What's new on the release 2.0

After long time on idle, a new version. Two big feature are released; the client side data validation and the automatic forms generation.

Short video presentation

https://youtu.be/-z-ID5s86mw


To run manually

  1. Build it from the source code

  2. Create a new SQL database called "datacruncher", we use MySQL as default but you can choose whatever you like.

  3. Modify the persistence.xml (into the war file) using your db credentials

  4. Install Mongodb to store the datastreams (optional)

  5. Deploy the war on Tomcat

or run via docker

  • docker-compose up -d
  • data and logs will be stored in ./data

To access

The credentials required by the login popup are admin:admin


Development info

JVM configuration parameters for better performance

-Xms512m

-Xmx1024m

-Xss1024k

-XX:MaxPermSize=256m

-XX:NewSize=256m

Tomcat fine tuning

  1. If you get an error: "The background cache eviction process was unable to free [10] percent of the cache for Context", increase cache size by adding Resources element (if none exist) and setting cacheMaxSize (in kilobytes) in TOMCAT_HOME/conf/context.xml:
<Context>
<!-- This will increase the cache size  to 100Mb.  -->
<Resources cachingAllowed="true" cacheMaxSize="100000" />
</Context>

Don't forget to restart Tomcat after configuration change.

Development

Dependencies

Project uses many libraries, so to avoid conflicts on transitive dependencies we prefer to use version range dependencies.

  1. When we know minimum version that is required to compile and work successfully, we use open range with fixed minimum value:
<dependency>
    <groupId>commons-fileupload</groupId>
    <artifactId>commons-fileupload</artifactId>
    <version>[1.3.3,)</version>
</dependency>

This means we require commons-fileupload library version at least 1.3.3 or higher. Minimum version can be easily determined by @since Javadoc of used features or Github alert insights that suggest minimum version where all security vulnerabilities are fixed.

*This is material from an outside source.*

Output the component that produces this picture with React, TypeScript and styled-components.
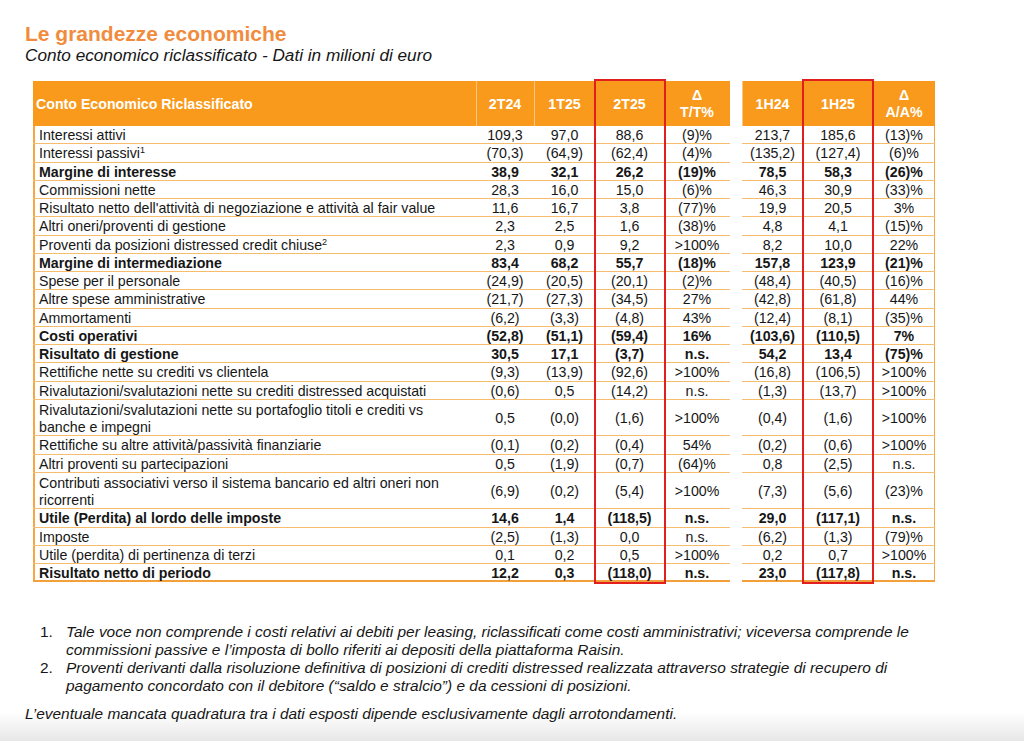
import React from "react";
import styled, { createGlobalStyle } from "styled-components";

const GlobalStyle = createGlobalStyle`
  html, body { margin: 0; padding: 0; }
  body {
    background: #fff;
    font-family: "Liberation Sans", Arial, sans-serif;
    color: #161616;
  }
`;

const ORANGE = "#f99a1c";
const LINE = "#f6bd6e";
const RED = "#e11f1f";

const Page = styled.div`
  width: 1024px;
  height: 741px;
  box-sizing: border-box;
  padding: 22px 0 0 25px;
  overflow: hidden;
  background: linear-gradient(to bottom, #fff 0, #fff 712px, #e7e7e7 741px);
`;

const Title = styled.h1`
  margin: 0;
  font-size: 21px;
  line-height: 24px;
  font-weight: 700;
  color: #f18b3e;
`;

const Subtitle = styled.h2`
  margin: 0;
  font-size: 17.2px;
  line-height: 18px;
  font-weight: 400;
  font-style: italic;
  color: #161616;
`;

const TableWrap = styled.div`
  position: relative;
  width: 902px;
  margin: 17px 0 0 8px;
`;

const Table = styled.table`
  border-collapse: separate;
  border-spacing: 0;
  table-layout: fixed;
  width: 902px;
  font-size: 14.2px;
`;

const HeadCell = styled.th<{ $first?: boolean; $gap?: boolean }>`
  height: 44px;
  padding: 1px 0 0 ${(p) => (p.$first ? "3px" : "0")};
  background: ${(p) => (p.$gap ? "#fff" : ORANGE)};
  color: #fff;
  font-weight: 700;
  font-size: 14.2px;
  line-height: 17px;
  text-align: ${(p) => (p.$first ? "left" : "center")};
  vertical-align: middle;
  box-shadow: ${(p) =>
    p.$first || p.$gap ? "none" : "inset 1px 0 0 rgba(255,255,255,0.45)"};
`;

const Row = styled.tr<{ $tall?: boolean }>`
  height: ${(p) => (p.$tall ? "36.5px" : "18.25px")};
`;

const Cell = styled.td<{
  $bold?: boolean;
  $label?: boolean;
  $gap?: boolean;
  $last?: boolean;
  $end?: boolean;
}>`
  padding: ${(p) => (p.$label ? "1px 0 0 6px" : "1px 0 0 0")};
  font-weight: ${(p) => (p.$bold ? 700 : 400)};
  line-height: 17px;
  text-align: ${(p) => (p.$label ? "left" : "center")};
  vertical-align: middle;
  white-space: nowrap;
  box-shadow: ${(p) => {
    if (p.$gap) return "none";
    const s: string[] = [
      p.$last ? `inset 0 -2px 0 #f4a03a` : `inset 0 -1px 0 ${LINE}`,
    ];
    if (p.$label) s.push(`inset 2px 0 0 #f6a645`);
    if (p.$end) s.push(`inset -1px 0 0 #f6a645`);
    return s.join(", ");
  }};
`;

const Sup = styled.sup`
  font-size: 9px;
  line-height: 0;
  vertical-align: 5px;
`;

const Highlight = styled.div<{ $left: number; $width: number }>`
  position: absolute;
  top: -2px;
  bottom: -2px;
  left: ${(p) => p.$left}px;
  width: ${(p) => p.$width}px;
  box-sizing: border-box;
  border: 2px solid ${RED};
  pointer-events: none;
`;

const Notes = styled.ol`
  list-style: none;
  margin: 41px 0 0 15px;
  padding: 0;
  font-size: 15.45px;
  line-height: 17.8px;
`;

const NoteItem = styled.li`
  display: grid;
  grid-template-columns: 26px 1fr;
`;

const NoteNum = styled.span`
  font-style: normal;
`;

const NoteText = styled.span`
  font-style: italic;
  white-space: nowrap;
`;

const Disclaimer = styled.p`
  margin: 10.5px 0 0 0;
  font-size: 15.45px;
  line-height: 17.8px;
  font-style: italic;
`;

type RowData = {
  label: React.ReactNode;
  v: string[];
  bold?: boolean;
  tall?: boolean;
};

const rows: RowData[] = [
  { label: "Interessi attivi", v: ["109,3", "97,0", "88,6", "(9)%", "213,7", "185,6", "(13)%"] },
  { label: <>Interessi passivi<Sup>1</Sup></>, v: ["(70,3)", "(64,9)", "(62,4)", "(4)%", "(135,2)", "(127,4)", "(6)%"] },
  { label: "Margine di interesse", bold: true, v: ["38,9", "32,1", "26,2", "(19)%", "78,5", "58,3", "(26)%"] },
  { label: "Commissioni nette", v: ["28,3", "16,0", "15,0", "(6)%", "46,3", "30,9", "(33)%"] },
  { label: "Risultato netto dell'attività di negoziazione e attività al fair value", v: ["11,6", "16,7", "3,8", "(77)%", "19,9", "20,5", "3%"] },
  { label: "Altri oneri/proventi di gestione", v: ["2,3", "2,5", "1,6", "(38)%", "4,8", "4,1", "(15)%"] },
  { label: <>Proventi da posizioni distressed credit chiuse<Sup>2</Sup></>, v: ["2,3", "0,9", "9,2", ">100%", "8,2", "10,0", "22%"] },
  { label: "Margine di intermediazione", bold: true, v: ["83,4", "68,2", "55,7", "(18)%", "157,8", "123,9", "(21)%"] },
  { label: "Spese per il personale", v: ["(24,9)", "(20,5)", "(20,1)", "(2)%", "(48,4)", "(40,5)", "(16)%"] },
  { label: "Altre spese amministrative", v: ["(21,7)", "(27,3)", "(34,5)", "27%", "(42,8)", "(61,8)", "44%"] },
  { label: "Ammortamenti", v: ["(6,2)", "(3,3)", "(4,8)", "43%", "(12,4)", "(8,1)", "(35)%"] },
  { label: "Costi operativi", bold: true, v: ["(52,8)", "(51,1)", "(59,4)", "16%", "(103,6)", "(110,5)", "7%"] },
  { label: "Risultato di gestione", bold: true, v: ["30,5", "17,1", "(3,7)", "n.s.", "54,2", "13,4", "(75)%"] },
  { label: "Rettifiche nette su crediti vs clientela", v: ["(9,3)", "(13,9)", "(92,6)", ">100%", "(16,8)", "(106,5)", ">100%"] },
  { label: "Rivalutazioni/svalutazioni nette su crediti distressed acquistati", v: ["(0,6)", "0,5", "(14,2)", "n.s.", "(1,3)", "(13,7)", ">100%"] },
  { label: <>Rivalutazioni/svalutazioni nette su portafoglio titoli e crediti vs<br />banche e impegni</>, tall: true, v: ["0,5", "(0,0)", "(1,6)", ">100%", "(0,4)", "(1,6)", ">100%"] },
  { label: "Rettifiche su altre attività/passività finanziarie", v: ["(0,1)", "(0,2)", "(0,4)", "54%", "(0,2)", "(0,6)", ">100%"] },
  { label: "Altri proventi su partecipazioni", v: ["0,5", "(1,9)", "(0,7)", "(64)%", "0,8", "(2,5)", "n.s."] },
  { label: <>Contributi associativi verso il sistema bancario ed altri oneri non<br />ricorrenti</>, tall: true, v: ["(6,9)", "(0,2)", "(5,4)", ">100%", "(7,3)", "(5,6)", "(23)%"] },
  { label: "Utile (Perdita) al lordo delle imposte", bold: true, v: ["14,6", "1,4", "(118,5)", "n.s.", "29,0", "(117,1)", "n.s."] },
  { label: "Imposte", v: ["(2,5)", "(1,3)", "0,0", "n.s.", "(6,2)", "(1,3)", "(79)%"] },
  { label: "Utile (perdita) di pertinenza di terzi", v: ["0,1", "0,2", "0,5", ">100%", "0,2", "0,7", ">100%"] },
  { label: "Risultato netto di periodo", bold: true, v: ["12,2", "0,3", "(118,0)", "n.s.", "23,0", "(117,8)", "n.s."] },
];

const colWidths = [443, 58, 61, 69, 66, 12, 61, 70, 62];

export default function App() {
  return (
    <Page>
      <GlobalStyle />
      <Title>Le grandezze economiche</Title>
      <Subtitle>Conto economico riclassificato - Dati in milioni di euro</Subtitle>

      <TableWrap>
        <Table>
          <colgroup>
            {colWidths.map((w, i) => (
              <col key={i} style={{ width: w }} />
            ))}
          </colgroup>
          <thead>
            <tr>
              <HeadCell $first>Conto Economico Riclassificato</HeadCell>
              <HeadCell>2T24</HeadCell>
              <HeadCell>1T25</HeadCell>
              <HeadCell>2T25</HeadCell>
              <HeadCell>
                Δ<br />T/T%
              </HeadCell>
              <HeadCell $gap />
              <HeadCell>1H24</HeadCell>
              <HeadCell>1H25</HeadCell>
              <HeadCell>
                Δ<br />A/A%
              </HeadCell>
            </tr>
          </thead>
          <tbody>
            {rows.map((r, i) => {
              const last = i === rows.length - 1;
              return (
                <Row key={i} $tall={r.tall}>
                  <Cell $label $bold={r.bold} $last={last}>
                    {r.label}
                  </Cell>
                  {r.v.slice(0, 4).map((x, j) => (
                    <Cell key={j} $bold={r.bold} $last={last}>
                      {x}
                    </Cell>
                  ))}
                  <Cell $gap />
                  {r.v.slice(4).map((x, j) => (
                    <Cell key={j} $bold={r.bold} $last={last} $end={j === 2}>
                      {x}
                    </Cell>
                  ))}
                </Row>
              );
            })}
          </tbody>
        </Table>
        <Highlight $left={561} $width={72} />
        <Highlight $left={769} $width={72} />
      </TableWrap>

      <Notes>
        <NoteItem>
          <NoteNum>1.</NoteNum>
          <NoteText>
            Tale voce non comprende i costi relativi ai debiti per leasing, riclassificati come costi amministrativi; viceversa comprende le
            <br />
            commissioni passive e l’imposta di bollo riferiti ai depositi della piattaforma Raisin.
          </NoteText>
        </NoteItem>
        <NoteItem>
          <NoteNum>2.</NoteNum>
          <NoteText>
            Proventi derivanti dalla risoluzione definitiva di posizioni di crediti distressed realizzata attraverso strategie di recupero di
            <br />
            pagamento concordato con il debitore (“saldo e stralcio”) e da cessioni di posizioni.
          </NoteText>
        </NoteItem>
      </Notes>
      <Disclaimer>
        L’eventuale mancata quadratura tra i dati esposti dipende esclusivamente dagli arrotondamenti.
      </Disclaimer>
    </Page>
  );
}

  1. When we know that newer versions of library break our application, we either limit maximum acceptable version or use fixed version of library^
<dependency>
    <groupId>com.sun.xml.bind</groupId>
    <artifactId>jaxb-xjc</artifactId>
    <version>2.1.17</version>
</dependency>

Read more about Maven version ranges: https://docs.oracle.com/middleware/1212/core/MAVEN/maven_version.htm#MAVEN402

Testing

You can skip unit-testing phase during build using this command: mvn clean package -Dmaven.test.skip=true

Some tests use embedded HTTP server (Jetty). Server is started on port described by "jetty.port" property in src/test/resources/test.properties file: jetty.port=8999

Check that this port is free before tests run or specify different port number.

New item in menu

For adding new menu item we need to do following:

  1. Add the entry in Activity.java

  2. Add same entries for required roles in RoleActivityDao.java

  3. clear the following db tables:

    a- jv_activity

    b- jv_role_activity

  4. add js code in index.js related to the new entity